Q1. How did British economic policy in India shape its way from “mercantilism” to “financial imperialism”? (150 words, 10 Marks)
Approach:
- Introduction: Briefly introduce the beginning of the British economic policies in the 18th century.
- Body:
- Mention how the British economic policy in India shaped its way from “mercantilism” to “financial imperialism through different phases.
- Conclusion: Conclude by stating how the British economic policies were designed for the maximum exploitation of resources in India.
Answer:
British economic policies in India started with the policy of mercantilism in the 18th century and from the mid-19th century, they followed the policy of financial imperialism. Broadly, British economic policies are categorised into three different phases.
- The First Phase (1757-1813):
- ‘First Phase’ generally dates from 1757, when the British East India Company (EIC) acquired the right to collect revenue from the territories in the eastern and southern parts of the country, to 1813, when the company’s monopoly over trade with India came to an end.
- This phase is characterised by the policy of “mercantilism”.
- EIC was a trading company at this stage.
- They brought precious metals like silver, gold, and exchanged them with Indian goods like spices and cotton textiles.
- They used to purchase Indian goods at a cheaper rate and sell them in Europe at a higher price.

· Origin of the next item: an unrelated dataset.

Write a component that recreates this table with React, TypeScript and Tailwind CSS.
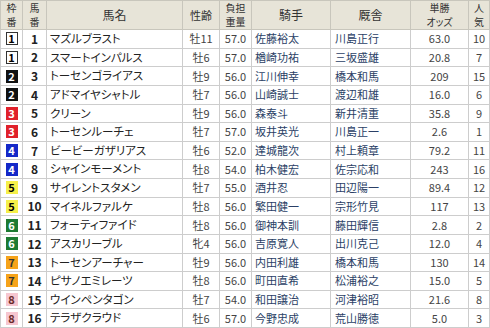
import { clsx } from 'clsx'

type Horse = {
  gate: number
  num: number
  name: string
  sexAge: string
  weight: string
  jockey: string
  trainer: string
  odds: string
  pop: number
}

const horses: Horse[] = [
  { gate: 1, num: 1, name: 'マズルブラスト', sexAge: '牡11', weight: '57.0', jockey: '佐藤裕太', trainer: '川島正行', odds: '63.0', pop: 10 },
  { gate: 1, num: 2, name: 'スマートインパルス', sexAge: '牡6', weight: '57.0', jockey: '楢崎功祐', trainer: '三坂盛雄', odds: '20.8', pop: 7 },
  { gate: 2, num: 3, name: 'トーセンゴライアス', sexAge: '牡9', weight: '56.0', jockey: '江川伸幸', trainer: '橋本和馬', odds: '209', pop: 15 },
  { gate: 2, num: 4, name: 'アドマイヤシャトル', sexAge: '牡7', weight: '56.0', jockey: '山崎誠士', trainer: '渡辺和雄', odds: '16.0', pop: 6 },
  { gate: 3, num: 5, name: 'クリーン', sexAge: '牡9', weight: '56.0', jockey: '森泰斗', trainer: '新井清重', odds: '35.8', pop: 9 },
  { gate: 3, num: 6, name: 'トーセンルーチェ', sexAge: '牡7', weight: '57.0', jockey: '坂井英光', trainer: '川島正一', odds: '2.6', pop: 1 },
  { gate: 4, num: 7, name: 'ビービーガザリアス', sexAge: '牡6', weight: '52.0', jockey: '達城龍次', trainer: '村上頼章', odds: '79.2', pop: 11 },
  { gate: 4, num: 8, name: 'シャインモーメント', sexAge: '牡8', weight: '54.0', jockey: '柏木健宏', trainer: '佐宗応和', odds: '243', pop: 16 },
  { gate: 5, num: 9, name: 'サイレントスタメン', sexAge: '牡7', weight: '55.0', jockey: '酒井忍', trainer: '田辺陽一', odds: '89.4', pop: 12 },
  { gate: 5, num: 10, name: 'マイネルファルケ', sexAge: '牡8', weight: '56.0', jockey: '繁田健一', trainer: '宗形竹見', odds: '117', pop: 13 },
  { gate: 6, num: 11, name: 'フォーティファイド', sexAge: '牡8', weight: '56.0', jockey: '御神本訓', trainer: '藤田輝信', odds: '2.8', pop: 2 },
  { gate: 6, num: 12, name: 'アスカリーブル', sexAge: '牝4', weight: '56.0', jockey: '吉原寛人', trainer: '出川克己', odds: '12.0', pop: 4 },
  { gate: 7, num: 13, name: 'トーセンアーチャー', sexAge: '牡9', weight: '56.0', jockey: '内田利雄', trainer: '橋本和馬', odds: '130', pop: 14 },
  { gate: 7, num: 14, name: 'ピサノエミレーツ', sexAge: '牡8', weight: '56.0', jockey: '町田直希', trainer: '松浦裕之', odds: '15.0', pop: 5 },
  { gate: 8, num: 15, name: 'ウインペンタゴン', sexAge: '牡7', weight: '54.0', jockey: '和田譲治', trainer: '河津裕昭', odds: '21.6', pop: 8 },
  { gate: 8, num: 16, name: 'テラザクラウド', sexAge: '牡6', weight: '57.0', jockey: '今野忠成', trainer: '荒山勝徳', odds: '5.0', pop: 3 },
]

// 枠の色 (JRA の帽色)
const gateStyles: Record<number, string> = {
  1: 'bg-white text-black border-[#333]',
  2: 'bg-[#111] text-white border-[#111]',
  3: 'bg-[#e0202a] text-white border-[#e0202a]',
  4: 'bg-[#1428c8] text-white border-[#1428c8]',
  5: 'bg-[#f6f04a] text-black border-[#f6f04a]',
  6: 'bg-[#1d7a32] text-white border-[#1d7a32]',
  7: 'bg-[#f6a31a] text-[#333] border-[#f6a31a]',
  8: 'bg-[#f6c6d0] text-[#6a2a2a] border-[#f6c6d0]',
}

const cell = 'border border-[#cdcdcd] p-0'
const head = 'border border-[#c8c6bc] p-0 font-normal text-[10px] text-[#333] leading-[14px]'

function GateBox({ gate }: { gate: number }) {
  return (
    <span
      className={clsx(
        'inline-flex h-[13px] w-[12px] items-center justify-center border text-[11px] font-bold leading-none',
        gateStyles[gate],
      )}
    >
      {gate}
    </span>
  )
}

export default function App() {
  return (
    <div className="h-[328px] w-[490px] overflow-hidden bg-white">
      <table
        className="h-[328px] w-[490px] table-fixed border-collapse text-[11px] text-[#333] [font-feature-settings:'palt']"
        style={{ fontFamily: '"Noto Sans CJK JP", "Liberation Sans", sans-serif' }}
      >
        <colgroup>
          <col className="w-[22px]" />
          <col className="w-[24px]" />
          <col className="w-[136px]" />
          <col className="w-[37px]" />
          <col className="w-[32px]" />
          <col className="w-[79px]" />
          <col className="w-[80px]" />
          <col className="w-[58px]" />
          <col />
        </colgroup>
        <thead>
          <tr className="h-[29px] bg-[#e7e4d8] text-center">
            <th className={head}>枠<br />番</th>
            <th className={head}>馬<br />番</th>
            <th className={clsx(head, 'text-[12px]')}>馬名</th>
            <th className={clsx(head, 'text-[11px]')}>性齢</th>
            <th className={head}>負担<br />重量</th>
            <th className={clsx(head, 'text-[12px]')}>騎手</th>
            <th className={clsx(head, 'text-[12px]')}>厩舎</th>
            <th className={head}>単勝<br />オッズ</th>
            <th className={head}>人<br />気</th>
          </tr>
        </thead>
        <tbody>
          {horses.map((h) => (
            <tr key={h.num} className="leading-none">
              <td className={clsx(cell, 'text-center')}>
                <GateBox gate={h.gate} />
              </td>
              <td className={clsx(cell, 'text-center text-[12px] font-semibold text-[#222]')}>{h.num}</td>
              <td className={clsx(cell, 'pl-[3px] text-[11.5px] text-[#222]')}>{h.name}</td>
              <td className={clsx(cell, 'text-center text-[#444]')}>{h.sexAge}</td>
              <td className={clsx(cell, 'text-center text-[11px] text-[#444]')}>{h.weight}</td>
              <td className={clsx(cell, 'pl-[3px] text-[#2b3f66]')}>{h.jockey}</td>
              <td className={clsx(cell, 'pl-[4px] text-[#2b3f66]')}>{h.trainer}</td>
              <td className={clsx(cell, 'text-center text-[11px] text-[#444]')}>{h.odds}</td>
              <td className={clsx(cell, 'text-center text-[11px] text-[#444]')}>{h.pop}</td>
            </tr>
          ))}
        </tbody>
      </table>
    </div>
  )
}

- British administration also focused primarily on maximising colonial revenue after getting Diwani rights in 1765.
- Britain’s Industrial Revolution was fuelled by the wealth and money looted from India. The company also pursued aggressive territorial expansion in India, as it was looking to expand its geographical territories.
- Second Phase (1813-1858):
- ‘Second Phase’ generally began with the Charter Act of 1813, when the East India Company lost its monopoly of trading rights in India until 1858 when all territories acquired by the company were under the direct control of the British Crown.

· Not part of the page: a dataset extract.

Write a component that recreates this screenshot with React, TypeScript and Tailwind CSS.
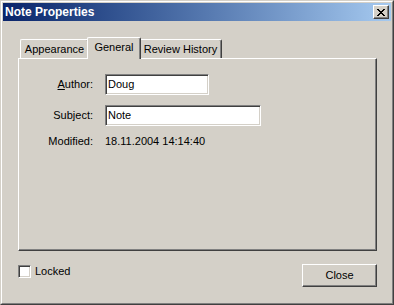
import React, { useState } from 'react';

// Classic Win2k 3D edge styles
const raised =
  'border border-t-white border-l-white border-r-[#404040] border-b-[#404040] shadow-[inset_-1px_-1px_0_#808080]';
const sunken =
  'border border-t-[#808080] border-l-[#808080] border-r-white border-b-white shadow-[inset_1px_1px_0_#404040,inset_-1px_-1px_0_#d4d0c8]';

function CloseGlyph() {
  // 8x7 pixel X, like the Marlett close glyph
  const rows = [0, 1, 2, 3, 4, 5, 6];
  return (
    <svg width="8" height="7" viewBox="0 0 8 7" shapeRendering="crispEdges">
      {rows.map(r => (
        <g key={r}>
          <rect x={r < 4 ? r : 6 - r} y={r} width="2" height="1" fill="#000" />
          <rect x={r < 4 ? 6 - r : r} y={r} width="2" height="1" fill="#000" />
        </g>
      ))}
    </svg>
  );
}

function Tab({ label, active, width }: { label: string; active?: boolean; width: string }) {
  if (active) {
    return (
      <div
        className={`${width} h-[22px] -mb-px -mx-[2px] relative z-10 bg-[#d4d0c8] border-t border-l border-r border-t-white border-l-white border-r-[#404040] shadow-[inset_-1px_0_0_#808080] rounded-t-[2px] flex items-start justify-center pt-[3px]`}
      >
        {label}
      </div>
    );
  }
  return (
    <div
      className={`${width} h-[19px] bg-[#d4d0c8] border-t border-l border-r border-t-white border-l-white border-r-[#404040] shadow-[inset_-1px_0_0_#808080] rounded-t-[2px] flex items-start justify-center pt-[3px]`}
    >
      {label}
    </div>
  );
}

export default function App() {
  const [locked, setLocked] = useState(false);

  return (
    <div className="w-[394px] h-[305px] bg-[#d4d0c8] border border-t-[#d4d0c8] border-l-[#d4d0c8] border-r-[#404040] border-b-[#404040] font-['Liberation_Sans',Arial,sans-serif] text-[11px] leading-[13px] text-black select-none">
      <div className="h-full border border-t-white border-l-white border-r-[#808080] border-b-[#808080] p-px flex flex-col">
        {/* Title bar */}
        <div className="h-[18px] flex items-center justify-between bg-gradient-to-r from-[#0a246a] to-[#a6caf0] pl-[2px] pr-[2px]">
          <span className="text-white font-bold text-[12px]">Note Properties</span>
          <button className={`${raised} w-[16px] h-[14px] bg-[#d4d0c8] flex items-center justify-center`}>
            <CloseGlyph />
          </button>
        </div>

        {/* Body */}
        <div className="flex-1 flex flex-col pl-[15px] pr-[14px] pt-[16px]">
          {/* Tab strip */}
          <div className="h-[21px] flex items-end pl-[2px]">
            <Tab label="Appearance" width="w-[69px]" />
            <Tab label="General" width="w-[54px]" active />
            <Tab label="Review History" width="w-[83px]" />
          </div>

          {/* Panel */}
          <div className="h-[193px] border border-t-white border-l-white border-r-[#404040] border-b-[#404040] shadow-[inset_-1px_-1px_0_#808080] pt-[15px]">
            <div className="flex items-center h-[21px]">
              <span className="w-[74px] text-right">
                <span className="underline">A</span>uthor:
              </span>
              <div className={`${sunken} ml-[12px] w-[104px] h-[21px] bg-white pl-[2px] flex items-center`}>Doug</div>
            </div>
            <div className="flex items-center h-[21px] mt-[10px]">
              <span className="w-[74px] text-right">Subject:</span>
              <div className={`${sunken} ml-[12px] w-[156px] h-[21px] bg-white pl-[2px] flex items-center`}>Note</div>
            </div>
            <div className="flex items-center h-[13px] mt-[9px]">
              <span className="w-[74px] text-right">Modified:</span>
              <span className="ml-[12px]">18.11.2004 14:14:40</span>
            </div>
          </div>

          {/* Footer row */}
          <div className="flex items-start justify-between mt-[13px]">
            <label className="flex items-center mt-px" onClick={() => setLocked(!locked)}>
              <span className={`${sunken} w-[13px] h-[13px] bg-white flex items-center justify-center`}>
                {locked && <span className="text-[9px] leading-none">✓</span>}
              </span>
              <span className="ml-[4px]">Locked</span>
            </label>
            <button className={`${raised} w-[75px] h-[23px] bg-[#d4d0c8] flex items-center justify-center`}>Close</button>
          </div>
        </div>
      </div>
    </div>
  );
}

- It was a phase of free trade.
- The British made India a supplier of raw materials and a consumer market for manufactured goods.
- There was no import duty which could possibly protect Indian industries.

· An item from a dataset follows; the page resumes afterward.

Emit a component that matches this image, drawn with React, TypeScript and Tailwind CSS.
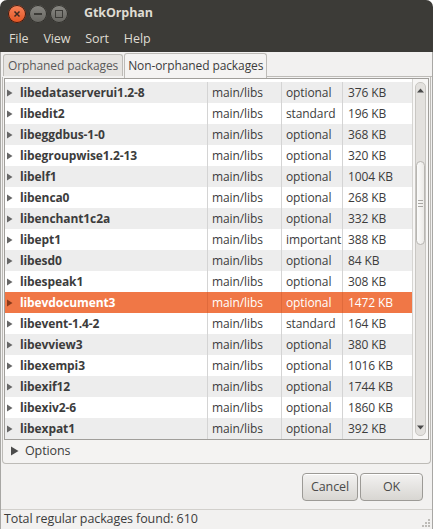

- The commercialisation of agriculture was another significant event of this phase.
- Third Phase (1858- 1947):
- This phase is regarded as the phase of “Financial Imperialism” when some British capital was invested in the country.
- Machine-made goods in England are always cheaper than hand-made goods in India.
- As a result, deindustrialisation occurred due to unequal competition with British goods.
- The British capital-controlled banks and foreign trading firms managed various agencies in India.
- Developed countries and industrialised countries became increasingly competitive for colonies in Asia, Africa, and Latin America.
The economic policies were designed in such a way that maximum exploitation of resources could be done, primarily in the industrial and agricultural sectors.